While I focused on the content of the article, I was also intrigued with its format. The article is littered with hyperlinks that take the reader to lists of articles, videos and audio related to the link. Here’s an example for President Bush.  What a great example of how online newspapers can take advantage of technology to expand the focus of its readers.

However, one of the links on the Bush page also reminded me of the importance of helping our students become discerning readers.  For instance, I couldn’t help but click on the headline Bush to Phase Out Environment by 2009.  It’s a very funny piece from Andy Borowitz, originally published at Creators Syndicate.   It’s clearly a parody despite its third place ranking in the list of articles related to the President.  It would be a great discussion starter with students about the kernel of truth that makes it funny.  And, it might lead to reading and discussing other famous parodies such as Jonathan Swift’s A Modest Proposal.

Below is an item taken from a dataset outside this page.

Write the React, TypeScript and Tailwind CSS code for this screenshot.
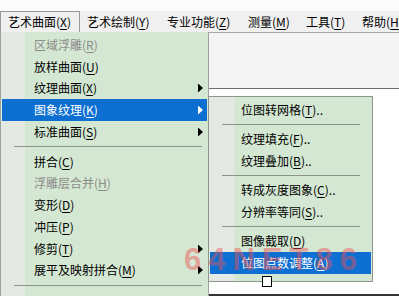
const menuBar = [
  { label: '艺术曲面', key: 'X', active: true, w: 'w-[80px]' },
  { label: '艺术绘制', key: 'Y', w: 'w-[80px]' },
  { label: '专业功能', key: 'Z', w: 'w-[81px]' },
  { label: '测量', key: 'M', w: 'w-[58px]' },
  { label: '工具', key: 'T', w: 'w-[56px]' },
  { label: '帮助', key: 'H', w: 'w-[60px]' },
]

type Item =
  | { sep: true }
  | { label: string; key: string; disabled?: boolean; sub?: boolean; active?: boolean; dots?: boolean; sep?: false }

const mainItems: Item[] = [
  { label: '区域浮雕', key: 'R', disabled: true },
  { label: '放样曲面', key: 'U' },
  { label: '纹理曲面', key: 'X', sub: true },
  { label: '图象纹理', key: 'K', sub: true, active: true },
  { label: '标准曲面', key: 'S', sub: true },
  { sep: true },
  { label: '拼合', key: 'C' },
  { label: '浮雕层合并', key: 'H', disabled: true },
  { label: '变形', key: 'D' },
  { label: '冲压', key: 'P' },
  { label: '修剪', key: 'T', sub: true },
  { label: '展平及映射拼合', key: 'M', sub: true },
  { sep: true },
]

const subItems: Item[] = [
  { label: '位图转网格', key: 'T', dots: true },
  { sep: true },
  { label: '纹理填充', key: 'F', dots: true },
  { label: '纹理叠加', key: 'B', dots: true },
  { sep: true },
  { label: '转成灰度图象', key: 'C', dots: true },
  { label: '分辨率等同', key: 'S', dots: true },
  { sep: true },
  { label: '图像截取', key: 'D' },
  { label: '位图点数调整', key: 'A', active: true },
]

const Label = ({ label, k, dots }: { label: string; k: string; dots?: boolean }) => (
  <span className="whitespace-nowrap">
    {label}(<span className="underline underline-offset-2">{k}</span>){dots ? '..' : ''}
  </span>
)

const Arrow = ({ white }: { white?: boolean }) => (
  <svg width="5" height="9" viewBox="0 0 5 9" className="absolute right-[4px] top-1/2 -translate-y-1/2">
    <path d="M0 0 L5 4.5 L0 9 Z" fill={white ? '#ffffff' : '#000000'} />
  </svg>
)

const MenuList = ({ items, rowH, sepL, sepR, textL }: { items: Item[]; rowH: string; sepL: string; sepR: string; textL: string }) => (
  <>
    {items.map((it, i) =>
      it.sep ? (
        <div key={i} className="h-[8px] flex items-center">
          <div className={`h-px bg-[#8a948a] ${sepL} ${sepR} flex-1`} />
        </div>
      ) : (
        <div
          key={i}
          className={`relative flex items-center ${rowH} ${textL} mx-[1px] ${
            it.active ? 'bg-[#0c6fd1] text-white' : it.disabled ? 'text-[#8c8c8c]' : 'text-black'
          }`}
        >
          <Label label={it.label} k={it.key} dots={it.dots} />
          {it.sub && <Arrow white={it.active} />}
        </div>
      )
    )}
  </>
)

export default function App() {
  return (
    <div
      className="relative w-[399px] h-[296px] overflow-hidden bg-white text-[12px] leading-none"
      style={{ fontFamily: '"Noto Sans CJK SC", "Noto Sans", sans-serif' }}
    >
      <div className="h-[11px] bg-[#fbfbfb]" />
      <div className="flex h-[21px] bg-[#f0f0f0]">
        {menuBar.map((m) => (
          <div
            key={m.label}
            className={`flex items-center h-full pl-[7px] shrink-0 ${m.w} ${
              m.active ? 'border border-b-0 border-[#9a9a9a] bg-[#f0f0f0]' : ''
            }`}
          >
            <Label label={m.label} k={m.key} />
          </div>
        ))}
      </div>
      <div className="flex h-[264px]">
        <div className="w-[209px] shrink-0 border-l border-r border-[#9aa59a] bg-[linear-gradient(to_right,#e4e9e4_0px,#e4e9e4_24px,#d4e7d2_24px)] pt-[2px]">
          <MenuList items={mainItems} rowH="h-[21.75px]" sepL="ml-[13px]" sepR="mr-[6px]" textL="pl-[32px]" />
        </div>
        <div className="flex-1 flex flex-col">
          <div className="h-[57px] border-t border-b border-t-[#a8a8a8] border-b-[#6e6e6e] bg-[#f4f4f4]" />
          <div className="flex-1 flex flex-col bg-white">
            <div className="h-[7px]" />
            <div className="-ml-[1px] w-[165px] h-[186px] border border-[#8e968e] bg-[linear-gradient(to_right,#e4e9e4_0px,#e4e9e4_25px,#d4e7d2_25px)] pt-[2px]">
              <MenuList items={subItems} rowH="h-[21.5px]" sepL="ml-[13px]" sepR="mr-[12px]" textL="pl-[31px]" />
            </div>
            <div className="flex-1 relative">
              <div className="absolute left-[53px] top-[-6px] w-[10px] h-[11px] border border-black bg-white" />
            </div>
            <div className="h-[2px] bg-[#333]" />
          </div>
        </div>
      </div>
      <div
        className="pointer-events-none absolute left-[184px] top-[244px] text-[31px] font-bold tracking-[7px] text-[#f05050] opacity-45"
        style={{ fontFamily: '"Liberation Sans", sans-serif' }}
      >
        64NET86
      </div>
    </div>
  )
}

The bottom line for me is that we need to be helping our students navigate this sometimes confusing world of digital publishing.   Susan Jacoby, in her current book The Age of American Unreason, takes on Steven Johnson (Everything Bad is Good for You) for suggesting that somehow Internet culture and gaming may be making us smarter.  I think here’s a good example of how Johnson may be right.  It takes a pretty smart reader to move from a serious news piece to a parody and be able to read both intelligently.  What we need to ensure is that they can make that move.